Green’s Dictionary of Slang

great adj.1

(Irish) close, very friendly; thus great with, close to, esp. of lovers.

[UK]Pepys Diary 6 Jan. n.p.: Lady Castlemaine [...] says that the Duchess of York and the Duke of York are mighty great with her.
[UK]Defoe Roxana (1982) 332: They’d talked of a young Lord that was very great with her.
[UK]C. Johnson Hist. of Highwaymen &c 308: These Furies got a poor Woman among them, whom one of them suspected of having been great with her Husband.
[UK]G. Colman Jealous Wife I i: Did I not discover that you were great with Mademoiselle, my own woman?
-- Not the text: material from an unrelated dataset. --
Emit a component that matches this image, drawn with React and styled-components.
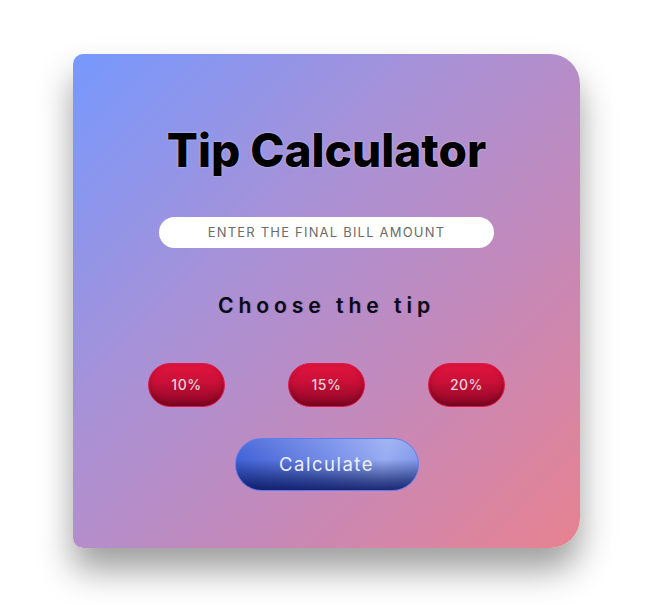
import React from 'react';
import styled, {createGlobalStyle} from 'styled-components';

const GlobalStyle = createGlobalStyle`
  body {
    margin: 0;
    background: #ffffff;
    font-family: "Inter", "Noto Sans", sans-serif;
  }
`;

const Wrapper = styled.main`
  min-height: 100vh;
  display: flex;
  align-items: center;
  justify-content: center;
  padding: 0 10px 4px 0;
  box-sizing: border-box;
`;

const Card = styled.section`
  width: 507px;
  height: 494px;
  box-sizing: border-box;
  padding-top: 68px;
  display: flex;
  flex-direction: column;
  align-items: center;
  border-radius: 10px 30px 30px 10px;
  background: linear-gradient(135deg, #7699fd 0%, #a991d6 38%, #c489ba 66%, #e88290 100%);
  box-shadow: 0 22px 34px rgba(0, 0, 0, 0.38);
`;

const Title = styled.h1`
  margin: 0;
  font-size: 46px;
  line-height: 56px;
  font-weight: 800;
  color: #000;
  text-shadow: 0 0 2px rgba(225, 232, 255, 0.85);
`;

const BillInput = styled.input`
  margin-top: 39px;
  width: 335px;
  height: 31px;
  box-sizing: border-box;
  border: none;
  outline: none;
  border-radius: 16px;
  background: #fff;
  text-align: center;
  font-family: inherit;
  font-size: 13px;
  letter-spacing: 1.2px;
  color: #333;

  &::placeholder {
    color: #6b6b6b;
    text-transform: uppercase;
  }
`;

const Subtitle = styled.h2`
  margin: 43px 0 0;
  font-size: 21px;
  line-height: 30px;
  font-weight: 600;
  letter-spacing: 5px;
  color: #0a0a14;
  text-shadow: 1px 0 1px rgba(80, 60, 160, 0.3);
`;

const TipRow = styled.div`
  margin-top: 42px;
  display: flex;
  gap: 63px;
`;

const TipButton = styled.button`
  width: 77px;
  height: 44px;
  border-radius: 22px;
  border: 1px solid #e0184a;
  background: linear-gradient(to bottom, #e0143e 0%, #cc1038 40%, #8c0626 100%);
  box-shadow: inset 0 -3px 6px rgba(60, 0, 10, 0.35);
  color: #ecd3dc;
  font-family: inherit;
  font-size: 14px;
  font-weight: 500;
  letter-spacing: 0.5px;
  cursor: pointer;
`;

const CalcButton = styled.button`
  margin-top: 31px;
  width: 184px;
  height: 53px;
  border-radius: 27px;
  border: 1px solid #5f7cf0;
  background:
    linear-gradient(to bottom, rgba(255, 255, 255, 0.1) 0%, rgba(255, 255, 255, 0) 40%, rgba(5, 20, 90, 0.6) 80%, rgba(5, 18, 95, 0.85) 100%),
    linear-gradient(100deg, #3f60d6 0%, #6f89e6 45%, #98acf2 80%, #7f97ea 100%);
  color: #eef0ff;
  font-family: inherit;
  font-size: 18.5px;
  letter-spacing: 1.5px;
  cursor: pointer;
`;

const tips = ['10%', '15%', '20%'];

const App = () => {
  return (
    <Wrapper>
      <GlobalStyle/>
      <Card>
        <Title>Tip Calculator</Title>
        <BillInput type="text" placeholder="Enter the final bill amount"/>
        <Subtitle>Choose the tip</Subtitle>
        <TipRow>
          {tips.map(t => <TipButton key={t}>{t}</TipButton>)}
        </TipRow>
        <CalcButton>Calculate</CalcButton>
      </Card>
    </Wrapper>
  );
}

export default App;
[UK]Northampton Mercury 21 Jan. 1/3: On her asking why he had murdered the young woman, he answered, ‘because I wanted to be great with her, and she resisted him’.
[Ire]Pierce Egan’s Life in London 28 Aug. 243/2: [Irish speaker] ‘Molly, you were great with my brother afore you got the Omathaun that’s your husband now’.
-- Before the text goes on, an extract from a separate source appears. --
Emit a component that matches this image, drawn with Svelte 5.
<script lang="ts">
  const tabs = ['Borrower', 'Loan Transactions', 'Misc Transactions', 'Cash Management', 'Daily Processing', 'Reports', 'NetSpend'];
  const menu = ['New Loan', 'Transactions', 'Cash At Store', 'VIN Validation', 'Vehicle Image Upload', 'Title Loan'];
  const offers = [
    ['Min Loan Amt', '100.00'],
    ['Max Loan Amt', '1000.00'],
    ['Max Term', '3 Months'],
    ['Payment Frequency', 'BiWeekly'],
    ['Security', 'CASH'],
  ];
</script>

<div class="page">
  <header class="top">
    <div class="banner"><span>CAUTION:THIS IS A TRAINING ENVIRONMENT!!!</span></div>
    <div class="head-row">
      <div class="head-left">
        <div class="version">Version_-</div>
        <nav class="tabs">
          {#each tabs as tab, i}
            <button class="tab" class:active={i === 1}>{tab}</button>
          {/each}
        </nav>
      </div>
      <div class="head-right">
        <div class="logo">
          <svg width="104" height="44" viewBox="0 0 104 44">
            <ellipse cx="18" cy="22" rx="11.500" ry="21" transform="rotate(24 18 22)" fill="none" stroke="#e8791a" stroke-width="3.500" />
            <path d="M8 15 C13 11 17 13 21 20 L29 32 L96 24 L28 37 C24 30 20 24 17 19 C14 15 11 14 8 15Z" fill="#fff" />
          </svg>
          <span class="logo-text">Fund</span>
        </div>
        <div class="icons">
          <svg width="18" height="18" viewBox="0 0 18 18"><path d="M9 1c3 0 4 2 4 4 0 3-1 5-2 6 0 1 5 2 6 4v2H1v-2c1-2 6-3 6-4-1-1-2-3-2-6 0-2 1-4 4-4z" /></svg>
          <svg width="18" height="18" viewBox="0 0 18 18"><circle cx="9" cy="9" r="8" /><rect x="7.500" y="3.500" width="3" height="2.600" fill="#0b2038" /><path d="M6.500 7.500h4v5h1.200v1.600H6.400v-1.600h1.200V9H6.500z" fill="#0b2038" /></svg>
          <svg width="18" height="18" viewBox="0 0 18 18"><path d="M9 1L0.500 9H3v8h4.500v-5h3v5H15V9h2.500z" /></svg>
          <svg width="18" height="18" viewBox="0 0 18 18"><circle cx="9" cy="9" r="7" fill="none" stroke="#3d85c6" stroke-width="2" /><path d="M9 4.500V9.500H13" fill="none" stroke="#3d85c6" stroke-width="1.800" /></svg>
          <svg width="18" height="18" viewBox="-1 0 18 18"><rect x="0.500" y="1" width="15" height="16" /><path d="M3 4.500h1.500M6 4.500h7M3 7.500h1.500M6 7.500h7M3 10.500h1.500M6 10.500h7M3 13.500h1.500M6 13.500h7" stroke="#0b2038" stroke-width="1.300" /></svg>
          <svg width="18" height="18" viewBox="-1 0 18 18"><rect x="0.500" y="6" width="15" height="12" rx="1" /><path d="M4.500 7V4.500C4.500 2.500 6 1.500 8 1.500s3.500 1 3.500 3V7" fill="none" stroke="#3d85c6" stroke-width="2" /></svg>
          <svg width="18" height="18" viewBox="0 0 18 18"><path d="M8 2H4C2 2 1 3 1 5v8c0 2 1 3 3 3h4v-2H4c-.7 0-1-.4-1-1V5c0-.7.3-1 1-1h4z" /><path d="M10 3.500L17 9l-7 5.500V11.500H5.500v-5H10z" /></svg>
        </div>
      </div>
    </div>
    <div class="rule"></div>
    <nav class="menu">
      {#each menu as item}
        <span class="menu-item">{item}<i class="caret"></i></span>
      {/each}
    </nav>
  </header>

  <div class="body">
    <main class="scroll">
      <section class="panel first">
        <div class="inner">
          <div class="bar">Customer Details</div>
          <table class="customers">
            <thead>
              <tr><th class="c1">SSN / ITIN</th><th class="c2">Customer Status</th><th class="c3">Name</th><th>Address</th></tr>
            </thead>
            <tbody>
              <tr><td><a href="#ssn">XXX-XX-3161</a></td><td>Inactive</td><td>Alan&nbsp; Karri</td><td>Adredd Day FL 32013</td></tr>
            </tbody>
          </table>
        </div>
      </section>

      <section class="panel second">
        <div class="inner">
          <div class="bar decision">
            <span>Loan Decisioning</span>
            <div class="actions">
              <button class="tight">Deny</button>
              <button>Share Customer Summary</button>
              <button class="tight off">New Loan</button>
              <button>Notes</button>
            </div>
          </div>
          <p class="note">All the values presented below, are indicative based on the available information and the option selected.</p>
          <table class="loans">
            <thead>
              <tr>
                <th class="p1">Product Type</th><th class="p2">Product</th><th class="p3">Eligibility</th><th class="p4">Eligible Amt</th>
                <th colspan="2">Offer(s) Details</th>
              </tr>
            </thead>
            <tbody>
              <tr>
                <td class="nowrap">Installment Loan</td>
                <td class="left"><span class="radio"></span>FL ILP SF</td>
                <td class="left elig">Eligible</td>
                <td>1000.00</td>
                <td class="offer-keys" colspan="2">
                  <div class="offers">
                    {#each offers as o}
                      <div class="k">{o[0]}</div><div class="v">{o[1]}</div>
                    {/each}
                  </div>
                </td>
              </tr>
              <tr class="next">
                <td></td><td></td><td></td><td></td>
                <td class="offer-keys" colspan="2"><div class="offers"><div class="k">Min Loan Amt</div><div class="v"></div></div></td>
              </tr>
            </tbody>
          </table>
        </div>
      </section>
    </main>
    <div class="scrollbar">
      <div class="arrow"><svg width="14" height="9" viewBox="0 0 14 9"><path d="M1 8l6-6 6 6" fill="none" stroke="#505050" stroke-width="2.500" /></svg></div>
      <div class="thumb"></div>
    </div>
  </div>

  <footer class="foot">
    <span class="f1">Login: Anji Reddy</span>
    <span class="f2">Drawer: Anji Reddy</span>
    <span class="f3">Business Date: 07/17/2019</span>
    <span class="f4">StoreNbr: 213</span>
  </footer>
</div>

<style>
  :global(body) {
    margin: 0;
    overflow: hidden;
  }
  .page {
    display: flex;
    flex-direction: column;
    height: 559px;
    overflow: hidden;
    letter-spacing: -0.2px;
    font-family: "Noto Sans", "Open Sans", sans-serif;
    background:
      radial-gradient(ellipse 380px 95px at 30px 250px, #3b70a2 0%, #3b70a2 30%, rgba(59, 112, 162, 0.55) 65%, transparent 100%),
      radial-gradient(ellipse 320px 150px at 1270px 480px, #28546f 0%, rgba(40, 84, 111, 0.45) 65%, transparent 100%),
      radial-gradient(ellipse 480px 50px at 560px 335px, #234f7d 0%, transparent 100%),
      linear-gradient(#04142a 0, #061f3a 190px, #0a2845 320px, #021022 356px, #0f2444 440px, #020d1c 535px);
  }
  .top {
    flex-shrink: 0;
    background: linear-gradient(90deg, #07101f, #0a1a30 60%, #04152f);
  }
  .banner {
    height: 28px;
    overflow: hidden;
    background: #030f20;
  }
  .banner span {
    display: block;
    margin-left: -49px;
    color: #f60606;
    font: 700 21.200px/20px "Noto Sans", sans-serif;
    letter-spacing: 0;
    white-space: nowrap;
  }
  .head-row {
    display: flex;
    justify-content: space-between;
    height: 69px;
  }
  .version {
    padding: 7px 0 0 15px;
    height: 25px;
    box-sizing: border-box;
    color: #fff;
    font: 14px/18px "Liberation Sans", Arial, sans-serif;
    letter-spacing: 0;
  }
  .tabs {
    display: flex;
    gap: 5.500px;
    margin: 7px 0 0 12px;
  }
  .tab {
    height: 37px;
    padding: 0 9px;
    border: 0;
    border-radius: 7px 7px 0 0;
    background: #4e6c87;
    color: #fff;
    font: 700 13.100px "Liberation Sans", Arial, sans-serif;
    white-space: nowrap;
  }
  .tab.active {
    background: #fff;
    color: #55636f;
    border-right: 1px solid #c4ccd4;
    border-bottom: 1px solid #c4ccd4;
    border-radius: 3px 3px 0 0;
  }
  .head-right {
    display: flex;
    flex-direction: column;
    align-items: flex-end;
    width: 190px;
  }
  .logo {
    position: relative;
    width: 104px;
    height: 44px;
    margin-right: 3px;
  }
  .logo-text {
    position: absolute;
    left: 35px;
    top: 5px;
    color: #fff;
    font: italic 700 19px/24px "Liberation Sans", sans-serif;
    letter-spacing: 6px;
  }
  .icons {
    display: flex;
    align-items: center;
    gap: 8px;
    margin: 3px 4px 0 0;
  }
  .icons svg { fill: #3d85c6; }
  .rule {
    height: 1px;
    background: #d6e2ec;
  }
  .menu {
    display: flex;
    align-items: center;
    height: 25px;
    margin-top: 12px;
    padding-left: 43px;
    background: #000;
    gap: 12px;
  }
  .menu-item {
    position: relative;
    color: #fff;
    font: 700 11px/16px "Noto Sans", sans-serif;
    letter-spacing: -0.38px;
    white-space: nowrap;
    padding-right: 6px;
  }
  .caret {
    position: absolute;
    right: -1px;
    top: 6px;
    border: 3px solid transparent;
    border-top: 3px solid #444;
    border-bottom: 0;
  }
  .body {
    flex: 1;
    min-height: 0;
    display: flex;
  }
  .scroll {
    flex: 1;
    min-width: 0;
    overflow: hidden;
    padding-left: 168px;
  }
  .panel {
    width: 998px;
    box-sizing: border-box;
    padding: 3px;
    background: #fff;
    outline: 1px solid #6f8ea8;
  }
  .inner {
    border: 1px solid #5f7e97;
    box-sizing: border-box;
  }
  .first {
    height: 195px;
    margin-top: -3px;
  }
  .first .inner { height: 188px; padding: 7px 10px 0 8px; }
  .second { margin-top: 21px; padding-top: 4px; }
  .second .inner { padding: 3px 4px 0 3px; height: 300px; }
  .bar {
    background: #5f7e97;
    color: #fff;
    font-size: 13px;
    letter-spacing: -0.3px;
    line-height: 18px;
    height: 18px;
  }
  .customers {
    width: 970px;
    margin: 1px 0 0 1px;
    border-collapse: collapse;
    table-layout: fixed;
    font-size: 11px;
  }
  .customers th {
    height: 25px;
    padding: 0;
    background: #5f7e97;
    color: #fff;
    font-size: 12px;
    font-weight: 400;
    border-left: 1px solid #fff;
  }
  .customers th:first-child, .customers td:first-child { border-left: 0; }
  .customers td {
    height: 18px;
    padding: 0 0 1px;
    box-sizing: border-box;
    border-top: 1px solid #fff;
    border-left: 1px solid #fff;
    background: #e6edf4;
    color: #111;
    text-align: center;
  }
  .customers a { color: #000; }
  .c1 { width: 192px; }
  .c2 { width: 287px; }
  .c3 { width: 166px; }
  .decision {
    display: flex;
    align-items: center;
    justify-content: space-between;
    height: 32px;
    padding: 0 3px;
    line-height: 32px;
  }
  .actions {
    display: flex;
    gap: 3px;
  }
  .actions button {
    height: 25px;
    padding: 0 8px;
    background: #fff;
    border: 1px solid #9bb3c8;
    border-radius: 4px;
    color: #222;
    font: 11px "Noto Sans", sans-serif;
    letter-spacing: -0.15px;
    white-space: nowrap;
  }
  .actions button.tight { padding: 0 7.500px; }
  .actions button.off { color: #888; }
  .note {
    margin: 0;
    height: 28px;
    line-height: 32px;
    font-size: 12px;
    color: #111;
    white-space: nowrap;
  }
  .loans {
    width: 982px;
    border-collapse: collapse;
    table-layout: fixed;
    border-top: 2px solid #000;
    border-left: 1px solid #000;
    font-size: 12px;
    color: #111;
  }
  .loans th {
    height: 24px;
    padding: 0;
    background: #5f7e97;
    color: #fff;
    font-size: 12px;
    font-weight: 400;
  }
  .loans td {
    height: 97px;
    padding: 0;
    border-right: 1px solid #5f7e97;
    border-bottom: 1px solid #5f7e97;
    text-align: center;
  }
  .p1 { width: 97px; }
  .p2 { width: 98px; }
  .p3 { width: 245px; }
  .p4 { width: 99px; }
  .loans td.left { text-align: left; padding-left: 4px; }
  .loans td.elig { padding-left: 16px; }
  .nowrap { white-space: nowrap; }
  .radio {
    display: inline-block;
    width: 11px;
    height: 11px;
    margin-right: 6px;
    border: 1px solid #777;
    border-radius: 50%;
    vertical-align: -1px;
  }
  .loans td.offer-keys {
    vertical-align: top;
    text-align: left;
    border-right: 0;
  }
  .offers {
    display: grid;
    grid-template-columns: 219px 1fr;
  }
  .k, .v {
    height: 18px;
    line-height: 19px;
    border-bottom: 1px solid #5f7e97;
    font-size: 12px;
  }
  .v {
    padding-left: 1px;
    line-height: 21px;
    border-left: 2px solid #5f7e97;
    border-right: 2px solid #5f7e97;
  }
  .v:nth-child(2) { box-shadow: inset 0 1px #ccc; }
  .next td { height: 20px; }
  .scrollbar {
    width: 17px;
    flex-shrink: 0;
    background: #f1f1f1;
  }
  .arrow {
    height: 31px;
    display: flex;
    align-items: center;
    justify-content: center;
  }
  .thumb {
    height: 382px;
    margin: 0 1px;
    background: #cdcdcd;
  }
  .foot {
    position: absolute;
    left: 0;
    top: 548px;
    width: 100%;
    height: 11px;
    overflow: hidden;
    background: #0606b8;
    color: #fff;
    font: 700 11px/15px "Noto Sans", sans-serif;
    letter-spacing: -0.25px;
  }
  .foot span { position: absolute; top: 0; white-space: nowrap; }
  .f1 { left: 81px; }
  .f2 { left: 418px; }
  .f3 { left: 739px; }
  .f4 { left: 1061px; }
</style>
[Aus]G. Seagram Bushmen All 246: He’ll scent a black-fellow as far as any other prad ’ull smell a camel. He’s great on niggers, is Black Arrow.
[Ire]Joyce ‘The Dead’ Dubliners (1956) 217: ‘I suppose you were in love with this Michael Furey, Gretta,’ he said. ‘I was great with him at that time,’ she said.
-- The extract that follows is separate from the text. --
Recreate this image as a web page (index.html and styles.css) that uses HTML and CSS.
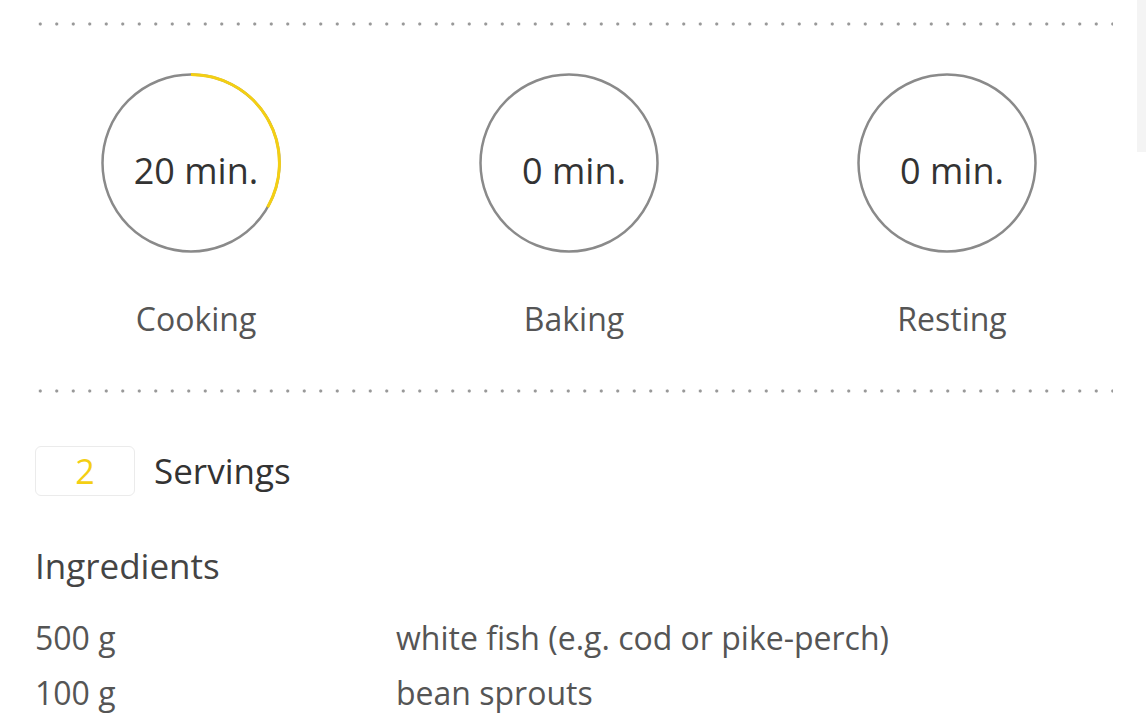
FILE: index.html
```html
<!DOCTYPE html>
<html>
<head>
    <link rel="stylesheet" href="styles.css">
</head>
<body>
    <div class="scroll-thumb"></div>
    <div class="recipe">
        <div class="dots"></div>

        <div class="times">
            <div class="time">
                <div class="dial">
                    <svg viewBox="0 0 180 180">
                        <circle cx="90" cy="90" r="88.5" stroke="#8a8a8a" stroke-width="2.5" fill="none"></circle>
                        <!-- 20 of 60 minutes -->
                        <path d="M90 1.5 A88.5 88.5 0 0 1 166.6 134.2" stroke="#f4cf13" stroke-width="3" fill="none"/>
                    </svg>
                    <span class="dial-value">20 min.</span>
                </div>
                <p class="time-label">Cooking</p>
            </div>
            <div class="time">
                <div class="dial">
                    <svg viewBox="0 0 180 180">
                        <circle cx="90" cy="90" r="88.5" stroke="#8a8a8a" stroke-width="2.5" fill="none"></circle>
                    </svg>
                    <span class="dial-value">0 min.</span>
                </div>
                <p class="time-label">Baking</p>
            </div>
            <div class="time">
                <div class="dial">
                    <svg viewBox="0 0 180 180">
                        <circle cx="90" cy="90" r="88.5" stroke="#8a8a8a" stroke-width="2.5" fill="none"></circle>
                    </svg>
                    <span class="dial-value">0 min.</span>
                </div>
                <p class="time-label">Resting</p>
            </div>
        </div>

        <div class="dots"></div>

        <div class="servings">
            <span class="servings-box">2</span>
            <span class="servings-label">Servings</span>
        </div>

        <h2 class="ingredients-title">Ingredients</h2>
        <ul class="ingredients">
            <li><span class="amount">500 g</span><span class="name">white fish (e.g. cod or pike-perch)</span></li>
            <li><span class="amount">100 g</span><span class="name">bean sprouts</span></li>
        </ul>
    </div>
</body>
</html>
```

FILE: styles.css
```css
body {
    margin: 0;
    background: #fff;
    font-family: "Open Sans", "Noto Sans", sans-serif;
    color: #444;
    overflow: hidden;
}
.scroll-thumb {
    position: absolute;
    top: 0;
    right: 0;
    width: 9px;
    height: 152px;
    background-color: #f4f4f4;
}
.recipe {
    padding: 0 33px 0 35px;
}
.dots {
    height: 4px;
    background-image: radial-gradient(circle, #999 1.3px, transparent 1.9px);
    background-size: 16.5px 4px;
    background-position: -3px 0;
    background-repeat: repeat-x;
}
.recipe > .dots:first-child {
    margin-top: 22px;
}
.times {
    display: grid;
    grid-template-columns: repeat(3, 378px);
    margin: 47px 0 0 -33px;
}
.time {
    display: flex;
    flex-direction: column;
    align-items: center;
}
.dial {
    position: relative;
    width: 180px;
    height: 180px;
}
.dial svg {
    display: block;
    width: 100%;
    height: 100%;
}
.dial-value {
    position: absolute;
    top: 0;
    left: 0;
    right: 0;
    bottom: 0;
    display: flex;
    align-items: center;
    justify-content: center;
    padding: 16px 0 0 10px;
    font-size: 36px;
    line-height: 44px;
    color: #333;
}
.time-label {
    margin: 46px 0 0;
    padding-left: 10px;
    font-size: 32px;
    line-height: 40px;
    color: #555;
}
.times + .dots {
    margin-top: 50px;
}
.servings {
    display: flex;
    align-items: center;
    margin-top: 53px;
}
.servings-box {
    width: 98px;
    height: 48px;
    border: 1px solid #ebebeb;
    border-radius: 6px;
    display: flex;
    align-items: center;
    justify-content: center;
    font-size: 34px;
    color: #f4cf13;
}
.servings-label {
    margin-left: 19px;
    font-size: 35px;
    line-height: 44px;
    color: #333;
}
.ingredients-title {
    margin: 48px 0 0;
    font-size: 35px;
    font-weight: normal;
    line-height: 44px;
    color: #444;
}
.ingredients {
    list-style: none;
    margin: 22px 0 0;
    padding: 0;
}
.ingredients li {
    display: flex;
    font-size: 32px;
    line-height: 55px;
    color: #555;
}
.amount {
    width: 361px;
}
```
[Ire]J. O’Donoghue In Kerry Long Ago 44: Johnnie O’Sullivan Corrig was to make music with a melodeon, borrowed from Kate Norrie, a girl he was great with at the time.
E. Lenihan Long Ago by Shannon Side 18: Both of them were in love with the same girl, an’ neither Conn knew that Finn was great with her, or Finn didn’t know that Conn was great with her.
[UK]W. Love Times of our Lives 57: He and the cashier were very great, so he was able to walk behind the bank counter.
[Ire]O’Reilly & Sixth Class Over the Half Door n.p.: She was a hard ould divil. She was great with some crowd down in Carbury [BS].